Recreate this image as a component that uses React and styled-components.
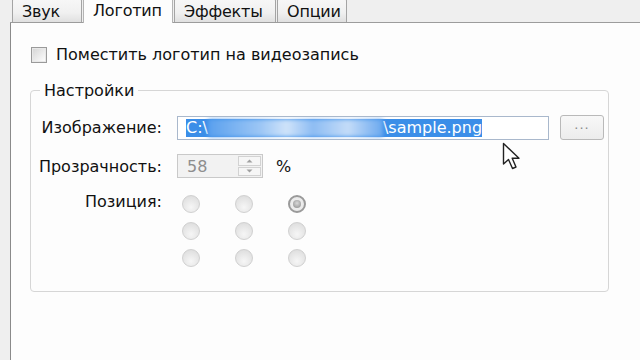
import React from "react";
import styled, { createGlobalStyle, css } from "styled-components";

const GlobalStyle = createGlobalStyle`
  html, body { margin: 0; padding: 0; }
  body {
    background: #efefef;
    font-family: "DejaVu Sans", "Liberation Sans", sans-serif;
    font-size: 16px;
    color: #111111;
  }
`;

const Window = styled.div`
  position: relative;
  width: 640px;
  height: 360px;
  overflow: hidden;
  display: flex;
  flex-direction: column;
  background: #efefef;
`;

const TabRow = styled.div`
  display: flex;
  align-items: flex-end;
  height: 22px;
  margin-left: 10px;
  padding-left: 2px;
  border-bottom: 1px solid #9c9c9c;
  box-sizing: content-box;
`;

const Tab = styled.div`
  height: 24px;
  width: ${(p) => p.$w}px;
  padding: 2px 0 0 9px;
  display: flex;
  align-items: center;
  box-sizing: border-box;
  border: 1px solid #a4a4a4;
  border-bottom: none;
  border-radius: 3px 3px 0 0;
  background: linear-gradient(#f7f7f7, #f0f0f0 60%, #e0e0e0);
  margin-right: 1px;
  white-space: nowrap;
  letter-spacing: -0.2px;
  ${(p) =>
    p.$active &&
    css`
      height: 26px;
      margin-bottom: -1px;
      padding-top: 0;
      background: #fdfdfd;
      border-color: #b4b4b4;
      position: relative;
      z-index: 1;
    `}
`;

const Panel = styled.div`
  flex: 1;
  margin-left: 10px;
  background: #fdfdfd;
  border-left: 1px solid #8a8a8a;
  padding: 23px 0 0 19px;
`;

const CheckRow = styled.label`
  display: flex;
  align-items: center;
  gap: 9px;
  height: 17px;
  padding-left: 1px;
`;

const CheckBox = styled.span`
  width: 16px;
  height: 16px;
  box-sizing: border-box;
  border: 1px solid #9a9a9a;
  background: linear-gradient(135deg, #d4d4d4, #f2f2f2 70%, #ffffff);
  box-shadow: inset 0 0 0 1px #e8e8e8;
`;

const Group = styled.fieldset`
  width: 576px;
  box-sizing: border-box;
  margin: 18px 0 0 0;
  padding: 15px 0 24px 0;
  border: 1px solid #d6d6d6;
  border-radius: 4px;
  display: grid;
  grid-template-columns: 131px 372px 44px;
  column-gap: 15px;
  row-gap: 14px;
  align-items: center;
`;

const Legend = styled.legend`
  margin-left: 9px;
  padding: 0 4px;
`;

const Label = styled.div`
  text-align: right;
  white-space: nowrap;
  ${(p) =>
    p.$top &&
    css`
      align-self: start;
    `}
`;

const TextInput = styled.div`
  height: 24px;
  box-sizing: border-box;
  border: 1px solid #a9b8cc;
  background: #ffffff;
  display: flex;
  align-items: center;
  padding-left: 8px;
  overflow: hidden;
  white-space: nowrap;
`;

const Selection = styled.span`
  background: #3b8ee8;
  color: #ffffff;
  height: 18px;
  display: inline-flex;
  align-items: center;
`;

const Hidden = styled.span`
  display: inline-block;
  width: 175px;
  height: 18px;
  background: linear-gradient(90deg, #5aa0ee, #9cc6f5 30%, #cfe3fa 45%, #8dbcf3 60%, #c4dcf8 80%, #6aa8ef);
  filter: blur(2px);
`;

const BrowseButton = styled.button`
  height: 25px;
  width: 44px;
  margin-left: -4px;
  border: 1px solid #b9b9b9;
  border-radius: 3px;
  background: linear-gradient(#f8f8f8, #ececec);
  color: #8a8a8a;
  font: inherit;
  font-size: 13px;
  letter-spacing: 1px;
  padding: 0 0 6px 0;
`;

const SpinRow = styled.div`
  display: flex;
  align-items: center;
  gap: 13px;
  grid-column: 2 / 4;
`;

const Spin = styled.div`
  width: 86px;
  height: 24px;
  box-sizing: border-box;
  border: 1px solid #c9c9c9;
  background: #f2f2f2;
  display: flex;
  align-items: stretch;
`;

const SpinValue = styled.div`
  flex: 1;
  color: #8e8e8e;
  padding-left: 9px;
  display: flex;
  align-items: center;
`;

const SpinButtons = styled.div`
  width: 25px;
  display: flex;
  flex-direction: column;
  gap: 1px;
  padding: 1px;
  box-sizing: border-box;
`;

const SpinButton = styled.div`
  flex: 1;
  border: 1px solid #d2d2d2;
  background: #f6f6f6;
  display: flex;
  align-items: center;
  justify-content: center;
`;

const Radios = styled.div`
  grid-column: 2 / 4;
  display: grid;
  grid-template-columns: repeat(3, 18px);
  column-gap: 35px;
  row-gap: 9px;
  margin: 3px 0 0 5px;
`;

const Radio = styled.span`
  width: 18px;
  height: 18px;
  box-sizing: border-box;
  border-radius: 50%;
  border: 1px solid #d0d0d0;
  background: radial-gradient(circle at 50% 70%, #f6f6f6, #e2e2e2 70%, #d8d8d8);
  display: flex;
  align-items: center;
  justify-content: center;
  ${(p) =>
    p.$checked &&
    css`
      border: 2px solid #9a9a9a;
      background: radial-gradient(circle, #f4f4f4, #e4e4e4);
    `}
`;

const Dot = styled.span`
  width: 8px;
  height: 8px;
  border-radius: 50%;
  background: radial-gradient(circle at 50% 40%, #d8d8d8, #8a8a8a);
`;

const Cursor = styled.svg`
  position: absolute;
  left: 502px;
  top: 142px;
`;

const Arrow = ({ up }) => (
  <svg width="7" height="4" viewBox="0 0 7 4">
    <path d={up ? "M0.5 3.5 L3.5 0.5 L6.5 3.5 Z" : "M0.5 0.5 L3.5 3.5 L6.5 0.5 Z"} fill="#a0a0a0" />
  </svg>
);

const tabs = [
  { label: "Звук", w: 70 },
  { label: "Логотип", w: 90, active: true },
  { label: "Эффекты", w: 102 },
  { label: "Опции", w: 70 },
];

export default function App() {
  const positions = [false, false, true, false, false, false, false, false, false];
  return (
    <>
      <GlobalStyle />
      <Window>
        <TabRow>
          {tabs.map((t) => (
            <Tab key={t.label} $w={t.w} $active={t.active}>
              {t.label}
            </Tab>
          ))}
        </TabRow>
        <Panel>
          <CheckRow>
            <CheckBox />
            Поместить логотип на видеозапись
          </CheckRow>
          <Group>
            <Legend>Настройки</Legend>
            <Label>Изображение:</Label>
            <TextInput>
              <Selection>
                C:\<Hidden />\sample.png
              </Selection>
            </TextInput>
            <BrowseButton>...</BrowseButton>
            <Label>Прозрачность:</Label>
            <SpinRow>
              <Spin>
                <SpinValue>58</SpinValue>
                <SpinButtons>
                  <SpinButton>
                    <Arrow up />
                  </SpinButton>
                  <SpinButton>
                    <Arrow />
                  </SpinButton>
                </SpinButtons>
              </Spin>
              %
            </SpinRow>
            <Label $top>Позиция:</Label>
            <Radios>
              {positions.map((c, i) => (
                <Radio key={i} $checked={c}>
                  {c && <Dot />}
                </Radio>
              ))}
            </Radios>
          </Group>
        </Panel>
        <Cursor width="24" height="30" viewBox="0 0 24 30">
          <path
            d="M1.5 1.5 L1.5 22 L6.5 17.5 L10.5 26.5 L14 25 L10.2 16.2 L17 16.2 Z"
            fill="#ffffff"
            stroke="#222222"
            strokeWidth="1.4"
            strokeLinejoin="round"
          />
        </Cursor>
      </Window>
    </>
  );
}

* * * * * * *

» **Stated exercise**
Set down all the data again exactly as above, pictures excluded.

» **Answer for the task**
Recreate this image as a component that uses React and styled-components.
import React from "react";
import styled, { createGlobalStyle, css } from "styled-components";

const GlobalStyle = createGlobalStyle`
  html, body { margin: 0; padding: 0; }
  body {
    background: #efefef;
    font-family: "DejaVu Sans", "Liberation Sans", sans-serif;
    font-size: 16px;
    color: #111111;
  }
`;

const Window = styled.div`
  position: relative;
  width: 640px;
  height: 360px;
  overflow: hidden;
  display: flex;
  flex-direction: column;
  background: #efefef;
`;

const TabRow = styled.div`
  display: flex;
  align-items: flex-end;
  height: 22px;
  margin-left: 10px;
  padding-left: 2px;
  border-bottom: 1px solid #9c9c9c;
  box-sizing: content-box;
`;

const Tab = styled.div`
  height: 24px;
  width: ${(p) => p.$w}px;
  padding: 2px 0 0 9px;
  display: flex;
  align-items: center;
  box-sizing: border-box;
  border: 1px solid #a4a4a4;
  border-bottom: none;
  border-radius: 3px 3px 0 0;
  background: linear-gradient(#f7f7f7, #f0f0f0 60%, #e0e0e0);
  margin-right: 1px;
  white-space: nowrap;
  letter-spacing: -0.2px;
  ${(p) =>
    p.$active &&
    css`
      height: 26px;
      margin-bottom: -1px;
      padding-top: 0;
      background: #fdfdfd;
      border-color: #b4b4b4;
      position: relative;
      z-index: 1;
    `}
`;

const Panel = styled.div`
  flex: 1;
  margin-left: 10px;
  background: #fdfdfd;
  border-left: 1px solid #8a8a8a;
  padding: 23px 0 0 19px;
`;

const CheckRow = styled.label`
  display: flex;
  align-items: center;
  gap: 9px;
  height: 17px;
  padding-left: 1px;
`;

const CheckBox = styled.span`
  width: 16px;
  height: 16px;
  box-sizing: border-box;
  border: 1px solid #9a9a9a;
  background: linear-gradient(135deg, #d4d4d4, #f2f2f2 70%, #ffffff);
  box-shadow: inset 0 0 0 1px #e8e8e8;
`;

const Group = styled.fieldset`
  width: 576px;
  box-sizing: border-box;
  margin: 18px 0 0 0;
  padding: 15px 0 24px 0;
  border: 1px solid #d6d6d6;
  border-radius: 4px;
  display: grid;
  grid-template-columns: 131px 372px 44px;
  column-gap: 15px;
  row-gap: 14px;
  align-items: center;
`;

const Legend = styled.legend`
  margin-left: 9px;
  padding: 0 4px;
`;

const Label = styled.div`
  text-align: right;
  white-space: nowrap;
  ${(p) =>
    p.$top &&
    css`
      align-self: start;
    `}
`;

const TextInput = styled.div`
  height: 24px;
  box-sizing: border-box;
  border: 1px solid #a9b8cc;
  background: #ffffff;
  display: flex;
  align-items: center;
  padding-left: 8px;
  overflow: hidden;
  white-space: nowrap;
`;

const Selection = styled.span`
  background: #3b8ee8;
  color: #ffffff;
  height: 18px;
  display: inline-flex;
  align-items: center;
`;

const Hidden = styled.span`
  display: inline-block;
  width: 175px;
  height: 18px;
  background: linear-gradient(90deg, #5aa0ee, #9cc6f5 30%, #cfe3fa 45%, #8dbcf3 60%, #c4dcf8 80%, #6aa8ef);
  filter: blur(2px);
`;

const BrowseButton = styled.button`
  height: 25px;
  width: 44px;
  margin-left: -4px;
  border: 1px solid #b9b9b9;
  border-radius: 3px;
  background: linear-gradient(#f8f8f8, #ececec);
  color: #8a8a8a;
  font: inherit;
  font-size: 13px;
  letter-spacing: 1px;
  padding: 0 0 6px 0;
`;

const SpinRow = styled.div`
  display: flex;
  align-items: center;
  gap: 13px;
  grid-column: 2 / 4;
`;

const Spin = styled.div`
  width: 86px;
  height: 24px;
  box-sizing: border-box;
  border: 1px solid #c9c9c9;
  background: #f2f2f2;
  display: flex;
  align-items: stretch;
`;

const SpinValue = styled.div`
  flex: 1;
  color: #8e8e8e;
  padding-left: 9px;
  display: flex;
  align-items: center;
`;

const SpinButtons = styled.div`
  width: 25px;
  display: flex;
  flex-direction: column;
  gap: 1px;
  padding: 1px;
  box-sizing: border-box;
`;

const SpinButton = styled.div`
  flex: 1;
  border: 1px solid #d2d2d2;
  background: #f6f6f6;
  display: flex;
  align-items: center;
  justify-content: center;
`;

const Radios = styled.div`
  grid-column: 2 / 4;
  display: grid;
  grid-template-columns: repeat(3, 18px);
  column-gap: 35px;
  row-gap: 9px;
  margin: 3px 0 0 5px;
`;

const Radio = styled.span`
  width: 18px;
  height: 18px;
  box-sizing: border-box;
  border-radius: 50%;
  border: 1px solid #d0d0d0;
  background: radial-gradient(circle at 50% 70%, #f6f6f6, #e2e2e2 70%, #d8d8d8);
  display: flex;
  align-items: center;
  justify-content: center;
  ${(p) =>
    p.$checked &&
    css`
      border: 2px solid #9a9a9a;
      background: radial-gradient(circle, #f4f4f4, #e4e4e4);
    `}
`;

const Dot = styled.span`
  width: 8px;
  height: 8px;
  border-radius: 50%;
  background: radial-gradient(circle at 50% 40%, #d8d8d8, #8a8a8a);
`;

const Cursor = styled.svg`
  position: absolute;
  left: 502px;
  top: 142px;
`;

const Arrow = ({ up }) => (
  <svg width="7" height="4" viewBox="0 0 7 4">
    <path d={up ? "M0.5 3.5 L3.5 0.5 L6.5 3.5 Z" : "M0.5 0.5 L3.5 3.5 L6.5 0.5 Z"} fill="#a0a0a0" />
  </svg>
);

const tabs = [
  { label: "Звук", w: 70 },
  { label: "Логотип", w: 90, active: true },
  { label: "Эффекты", w: 102 },
  { label: "Опции", w: 70 },
];

export default function App() {
  const positions = [false, false, true, false, false, false, false, false, false];
  return (
    <>
      <GlobalStyle />
      <Window>
        <TabRow>
          {tabs.map((t) => (
            <Tab key={t.label} $w={t.w} $active={t.active}>
              {t.label}
            </Tab>
          ))}
        </TabRow>
        <Panel>
          <CheckRow>
            <CheckBox />
            Поместить логотип на видеозапись
          </CheckRow>
          <Group>
            <Legend>Настройки</Legend>
            <Label>Изображение:</Label>
            <TextInput>
              <Selection>
                C:\<Hidden />\sample.png
              </Selection>
            </TextInput>
            <BrowseButton>...</BrowseButton>
            <Label>Прозрачность:</Label>
            <SpinRow>
              <Spin>
                <SpinValue>58</SpinValue>
                <SpinButtons>
                  <SpinButton>
                    <Arrow up />
                  </SpinButton>
                  <SpinButton>
                    <Arrow />
                  </SpinButton>
                </SpinButtons>
              </Spin>
              %
            </SpinRow>
            <Label $top>Позиция:</Label>
            <Radios>
              {positions.map((c, i) => (
                <Radio key={i} $checked={c}>
                  {c && <Dot />}
                </Radio>
              ))}
            </Radios>
          </Group>
        </Panel>
        <Cursor width="24" height="30" viewBox="0 0 24 30">
          <path
            d="M1.5 1.5 L1.5 22 L6.5 17.5 L10.5 26.5 L14 25 L10.2 16.2 L17 16.2 Z"
            fill="#ffffff"
            stroke="#222222"
            strokeWidth="1.4"
            strokeLinejoin="round"
          />
        </Cursor>
      </Window>
    </>
  );
}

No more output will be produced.